2016年8月28日日曜日

冲方丁のこち留 こちら渋谷警察署留置場


 2015年衝撃のニュースだった「冲方丁 妻への暴行で逮捕」の件で9日間の警察署の留置所生活を送った作者本人による渾身の手記。発売当日に一気読み。

 結局、不起訴で釈放(≒無実が認められた)になるわけだが、その過程で作者が体験した日本の警察、検察、裁判所からなる司法システムの不条理を糾弾する。というか、不条理や理不尽を通りこしてもはや「喜劇」であり、作者は「こりゃもう笑うしかない」と断じる。真意は本書を参照してほしいが、巻末で周防正行(痴漢冤罪の映画『それでも僕はやってない』の監督)とも対談で話している通り、大変イケてない現代日本の司法の実態が分かる。西原理恵子ばりに国家権力に喧嘩を売った作品であり、その反骨精神むき出しなクリエイターとしての態度には清々しいものがある。

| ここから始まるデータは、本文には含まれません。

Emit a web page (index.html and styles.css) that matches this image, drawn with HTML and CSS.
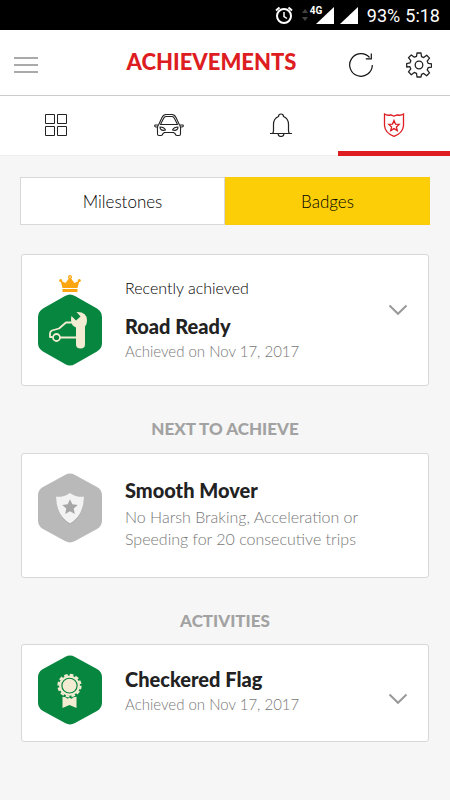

 本書を読んでいると体裁と保身ばかりで人間味が足りない俗物が世の中を駄目にするということがよく分かる。ユーモアの視点というのは批評精神の最たるもんなんだろう。筆者は岡口基一氏のような裁判官(白ブリーフのTwitterで有名になった人)のような人間に期待する。つまんねーやつじゃ駄目だってこと。

 とりあえず、マルドゥックシュピーゲルの最終章が読めることに安心した人が沢山いるはず。タフな異形の作家として、氏には行けるとこまで行ってほしい。